▸ Task directions
Return all the data below as it stands, minus the pictures.

▸ Available data

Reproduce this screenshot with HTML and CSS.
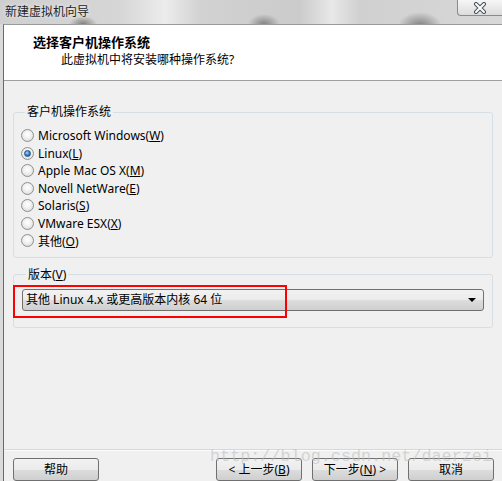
FILE: index.html
```html
<!DOCTYPE html>
<html lang="zh-CN">
<head>
<meta charset="utf-8">
<title>新建虚拟机向导</title>
<link rel="stylesheet" href="styles.css">
</head>
<body>
<div class="screen">
  <div class="titlebar">
    <span class="title">新建虚拟机向导</span>
    <div class="close">
      <svg width="16" height="12" viewBox="0 0 16 12">
        <path d="M4 2 L12 10 M12 2 L4 10" stroke="#4a4f5a" stroke-width="4" stroke-linecap="round"/>
        <path d="M4 2 L12 10 M12 2 L4 10" stroke="#ffffff" stroke-width="2" stroke-linecap="round"/>
      </svg>
    </div>
  </div>
  <div class="window">
    <div class="header">
      <div class="h-title">选择客户机操作系统</div>
      <div class="h-sub">此虚拟机中将安装哪种操作系统?</div>
    </div>
    <div class="content">
      <fieldset class="group os">
        <legend>客户机操作系统</legend>
        <ul class="radios">
          <li><span class="radio"></span><span class="label">Microsoft Windows(<u>W</u>)</span></li>
          <li><span class="radio on"></span><span class="label">Linux(<u>L</u>)</span></li>
          <li><span class="radio"></span><span class="label">Apple Mac OS X(<u>M</u>)</span></li>
          <li><span class="radio"></span><span class="label">Novell NetWare(<u>E</u>)</span></li>
          <li><span class="radio"></span><span class="label">Solaris(<u>S</u>)</span></li>
          <li><span class="radio"></span><span class="label">VMware ESX(<u>X</u>)</span></li>
          <li><span class="radio"></span><span class="label">其他(<u>O</u>)</span></li>
        </ul>
      </fieldset>
      <fieldset class="group ver">
        <legend>版本(<u>V</u>)</legend>
        <div class="select">
          <span class="select-text">其他 Linux 4.x 或更高版本内核 64 位</span>
          <span class="arrow"></span>
        </div>
      </fieldset>
    </div>
    <div class="footer">
      <button class="btn">帮助</button>
      <div class="nav">
        <button class="btn">&lt; 上一步(<u>B</u>)</button>
        <button class="btn">下一步(<u>N</u>) &gt;</button>
        <button class="btn">取消</button>
      </div>
    </div>
  </div>
  <div class="highlight"></div>
  <div class="watermark">http://blog.csdn.net/daerzei</div>
</div>
</body>
</html>
```
FILE: styles.css
```css
html, body {
  margin: 0;
  padding: 0;
}

.screen {
  width: 502px;
  height: 481px;
  position: relative;
  overflow: hidden;
  display: flex;
  flex-direction: column;
  background: #dadada;
  font-family: "Noto Sans", "Noto Sans CJK SC", sans-serif;
  font-size: 12px;
  color: #000;
}

.titlebar {
  height: 24px;
  flex: none;
  display: flex;
  justify-content: space-between;
  align-items: flex-start;
  background:
    radial-gradient(ellipse 14px 8px at 83px 24px, rgba(60,60,60,0.55), rgba(60,60,60,0) 100%),
    radial-gradient(ellipse 16px 10px at 264px 24px, rgba(60,60,60,0.5), rgba(60,60,60,0) 100%),
    radial-gradient(ellipse 22px 14px at 420px 26px, rgba(70,70,70,0.6), rgba(70,70,70,0) 100%),
    linear-gradient(90deg, #cfcfcf 0, #d6d6d6 120px, #ececec 165px, #d2d2d2 200px, #cbcbcb 300px, #e8e8e8 332px, #d0d0d0 360px, #d8d8d8 502px);
}

.title {
  padding-left: 5px;
  line-height: 24px;
  color: #1e1e1e;
  text-shadow: 0 0 4px rgba(255,255,255,0.9);
}

.close {
  width: 45px;
  height: 16px;
  box-sizing: border-box;
  border: 1px solid #8a8a8a;
  border-top: none;
  border-right: none;
  border-radius: 0 0 0 4px;
  background: linear-gradient(#f6f6f6, #dcdcdc);
  display: flex;
  align-items: center;
  justify-content: center;
}

.window {
  flex: 1;
  margin-left: 3px;
  border-left: 1px solid #6a6a6a;
  border-top: 1px solid #9a9a9a;
  background: #f0f0f0;
  display: flex;
  flex-direction: column;
}

.header {
  height: 56px;
  box-sizing: border-box;
  padding: 8px 0 0 29px;
  background: #fff;
  border-bottom: 1px solid #a0a0a0;
  line-height: 18px;
}

.h-title {
  font-weight: bold;
  font-size: 13px;
}

.h-sub {
  padding-left: 28px;
}

.content {
  display: flex;
  flex-direction: column;
}

.group {
  margin: 0 9px;
  border: 1px solid #d5dfe5;
  border-radius: 3px;
  min-width: 0;
}

.group legend {
  margin-left: 4px;
  padding: 0 2px;
  line-height: 16px;
}

.os {
  margin-top: 23px;
  padding: 7px 7px 7px;
}

.radios {
  list-style: none;
  margin: 0;
  padding: 0;
}

.radios li {
  height: 17.5px;
  display: flex;
  align-items: center;
  gap: 4px;
}

.label {
  white-space: nowrap;
}

.radio {
  width: 13px;
  height: 13px;
  box-sizing: border-box;
  border-radius: 50%;
  border: 1px solid #8e8f8f;
  background: radial-gradient(circle at 50% 40%, #ffffff 0, #f4f4f4 35%, #d4d4d4 100%);
  display: flex;
  align-items: center;
  justify-content: center;
  flex: none;
}

.radio.on::after {
  content: "";
  width: 5px;
  height: 5px;
  border-radius: 50%;
  border: 1px solid #1c4f85;
  background: radial-gradient(circle at 40% 35%, #9fd3ff 0, #2f7fcf 55%, #124a8a 100%);
}

.ver {
  margin-top: 9px;
  padding: 6px 8px 16px;
}

.select {
  height: 22px;
  box-sizing: border-box;
  border: 1px solid #707070;
  border-radius: 3px;
  background: linear-gradient(#f2f2f2 0, #ebebeb 50%, #dddddd 50%, #cfcfcf 100%);
  display: flex;
  align-items: center;
  justify-content: space-between;
  padding: 0 7px 0 3px;
}

.select-text {
  line-height: 18px;
}

.arrow {
  width: 0;
  height: 0;
  border-left: 4px solid transparent;
  border-right: 4px solid transparent;
  border-top: 4px solid #000;
}

.footer {
  margin-top: auto;
  border-top: 1px solid #d8d8d8;
  box-shadow: inset 0 1px 0 #fbfbfb;
  padding: 8px 8px 0 9px;
  display: flex;
  justify-content: space-between;
  height: 32px;
  box-sizing: border-box;
}

.nav {
  display: flex;
  gap: 10px;
}

.btn {
  width: 86px;
  height: 23px;
  flex: none;
  border: 1px solid #707070;
  border-radius: 3px;
  background: linear-gradient(#f2f2f2 0, #ebebeb 50%, #dddddd 50%, #cfcfcf 100%);
  font-family: inherit;
  font-size: 12px;
  color: #000;
  padding: 0;
  line-height: 21px;
}

.highlight {
  position: absolute;
  left: 13px;
  top: 285px;
  width: 274px;
  height: 33px;
  box-sizing: border-box;
  border: 2px solid #ff0000;
}

.watermark {
  position: absolute;
  left: 210px;
  top: 447px;
  font-family: "Liberation Mono", monospace;
  font-size: 16.8px;
  line-height: 20px;
  color: rgba(190, 190, 190, 0.6);
  pointer-events: none;
}
```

▸ Solution to the exercise
Reproduce this screenshot with HTML and CSS.
FILE: index.html
```html
<!DOCTYPE html>
<html lang="zh-CN">
<head>
<meta charset="utf-8">
<title>新建虚拟机向导</title>
<link rel="stylesheet" href="styles.css">
</head>
<body>
<div class="screen">
  <div class="titlebar">
    <span class="title">新建虚拟机向导</span>
    <div class="close">
      <svg width="16" height="12" viewBox="0 0 16 12">
        <path d="M4 2 L12 10 M12 2 L4 10" stroke="#4a4f5a" stroke-width="4" stroke-linecap="round"/>
        <path d="M4 2 L12 10 M12 2 L4 10" stroke="#ffffff" stroke-width="2" stroke-linecap="round"/>
      </svg>
    </div>
  </div>
  <div class="window">
    <div class="header">
      <div class="h-title">选择客户机操作系统</div>
      <div class="h-sub">此虚拟机中将安装哪种操作系统?</div>
    </div>
    <div class="content">
      <fieldset class="group os">
        <legend>客户机操作系统</legend>
        <ul class="radios">
          <li><span class="radio"></span><span class="label">Microsoft Windows(<u>W</u>)</span></li>
          <li><span class="radio on"></span><span class="label">Linux(<u>L</u>)</span></li>
          <li><span class="radio"></span><span class="label">Apple Mac OS X(<u>M</u>)</span></li>
          <li><span class="radio"></span><span class="label">Novell NetWare(<u>E</u>)</span></li>
          <li><span class="radio"></span><span class="label">Solaris(<u>S</u>)</span></li>
          <li><span class="radio"></span><span class="label">VMware ESX(<u>X</u>)</span></li>
          <li><span class="radio"></span><span class="label">其他(<u>O</u>)</span></li>
        </ul>
      </fieldset>
      <fieldset class="group ver">
        <legend>版本(<u>V</u>)</legend>
        <div class="select">
          <span class="select-text">其他 Linux 4.x 或更高版本内核 64 位</span>
          <span class="arrow"></span>
        </div>
      </fieldset>
    </div>
    <div class="footer">
      <button class="btn">帮助</button>
      <div class="nav">
        <button class="btn">&lt; 上一步(<u>B</u>)</button>
        <button class="btn">下一步(<u>N</u>) &gt;</button>
        <button class="btn">取消</button>
      </div>
    </div>
  </div>
  <div class="highlight"></div>
  <div class="watermark">http://blog.csdn.net/daerzei</div>
</div>
</body>
</html>
```
FILE: styles.css
```css
html, body {
  margin: 0;
  padding: 0;
}

.screen {
  width: 502px;
  height: 481px;
  position: relative;
  overflow: hidden;
  display: flex;
  flex-direction: column;
  background: #dadada;
  font-family: "Noto Sans", "Noto Sans CJK SC", sans-serif;
  font-size: 12px;
  color: #000;
}

.titlebar {
  height: 24px;
  flex: none;
  display: flex;
  justify-content: space-between;
  align-items: flex-start;
  background:
    radial-gradient(ellipse 14px 8px at 83px 24px, rgba(60,60,60,0.55), rgba(60,60,60,0) 100%),
    radial-gradient(ellipse 16px 10px at 264px 24px, rgba(60,60,60,0.5), rgba(60,60,60,0) 100%),
    radial-gradient(ellipse 22px 14px at 420px 26px, rgba(70,70,70,0.6), rgba(70,70,70,0) 100%),
    linear-gradient(90deg, #cfcfcf 0, #d6d6d6 120px, #ececec 165px, #d2d2d2 200px, #cbcbcb 300px, #e8e8e8 332px, #d0d0d0 360px, #d8d8d8 502px);
}

.title {
  padding-left: 5px;
  line-height: 24px;
  color: #1e1e1e;
  text-shadow: 0 0 4px rgba(255,255,255,0.9);
}

.close {
  width: 45px;
  height: 16px;
  box-sizing: border-box;
  border: 1px solid #8a8a8a;
  border-top: none;
  border-right: none;
  border-radius: 0 0 0 4px;
  background: linear-gradient(#f6f6f6, #dcdcdc);
  display: flex;
  align-items: center;
  justify-content: center;
}

.window {
  flex: 1;
  margin-left: 3px;
  border-left: 1px solid #6a6a6a;
  border-top: 1px solid #9a9a9a;
  background: #f0f0f0;
  display: flex;
  flex-direction: column;
}

.header {
  height: 56px;
  box-sizing: border-box;
  padding: 8px 0 0 29px;
  background: #fff;
  border-bottom: 1px solid #a0a0a0;
  line-height: 18px;
}

.h-title {
  font-weight: bold;
  font-size: 13px;
}

.h-sub {
  padding-left: 28px;
}

.content {
  display: flex;
  flex-direction: column;
}

.group {
  margin: 0 9px;
  border: 1px solid #d5dfe5;
  border-radius: 3px;
  min-width: 0;
}

.group legend {
  margin-left: 4px;
  padding: 0 2px;
  line-height: 16px;
}

.os {
  margin-top: 23px;
  padding: 7px 7px 7px;
}

.radios {
  list-style: none;
  margin: 0;
  padding: 0;
}

.radios li {
  height: 17.5px;
  display: flex;
  align-items: center;
  gap: 4px;
}

.label {
  white-space: nowrap;
}

.radio {
  width: 13px;
  height: 13px;
  box-sizing: border-box;
  border-radius: 50%;
  border: 1px solid #8e8f8f;
  background: radial-gradient(circle at 50% 40%, #ffffff 0, #f4f4f4 35%, #d4d4d4 100%);
  display: flex;
  align-items: center;
  justify-content: center;
  flex: none;
}

.radio.on::after {
  content: "";
  width: 5px;
  height: 5px;
  border-radius: 50%;
  border: 1px solid #1c4f85;
  background: radial-gradient(circle at 40% 35%, #9fd3ff 0, #2f7fcf 55%, #124a8a 100%);
}

.ver {
  margin-top: 9px;
  padding: 6px 8px 16px;
}

.select {
  height: 22px;
  box-sizing: border-box;
  border: 1px solid #707070;
  border-radius: 3px;
  background: linear-gradient(#f2f2f2 0, #ebebeb 50%, #dddddd 50%, #cfcfcf 100%);
  display: flex;
  align-items: center;
  justify-content: space-between;
  padding: 0 7px 0 3px;
}

.select-text {
  line-height: 18px;
}

.arrow {
  width: 0;
  height: 0;
  border-left: 4px solid transparent;
  border-right: 4px solid transparent;
  border-top: 4px solid #000;
}

.footer {
  margin-top: auto;
  border-top: 1px solid #d8d8d8;
  box-shadow: inset 0 1px 0 #fbfbfb;
  padding: 8px 8px 0 9px;
  display: flex;
  justify-content: space-between;
  height: 32px;
  box-sizing: border-box;
}

.nav {
  display: flex;
  gap: 10px;
}

.btn {
  width: 86px;
  height: 23px;
  flex: none;
  border: 1px solid #707070;
  border-radius: 3px;
  background: linear-gradient(#f2f2f2 0, #ebebeb 50%, #dddddd 50%, #cfcfcf 100%);
  font-family: inherit;
  font-size: 12px;
  color: #000;
  padding: 0;
  line-height: 21px;
}

.highlight {
  position: absolute;
  left: 13px;
  top: 285px;
  width: 274px;
  height: 33px;
  box-sizing: border-box;
  border: 2px solid #ff0000;
}

.watermark {
  position: absolute;
  left: 210px;
  top: 447px;
  font-family: "Liberation Mono", monospace;
  font-size: 16.8px;
  line-height: 20px;
  color: rgba(190, 190, 190, 0.6);
  pointer-events: none;
}
```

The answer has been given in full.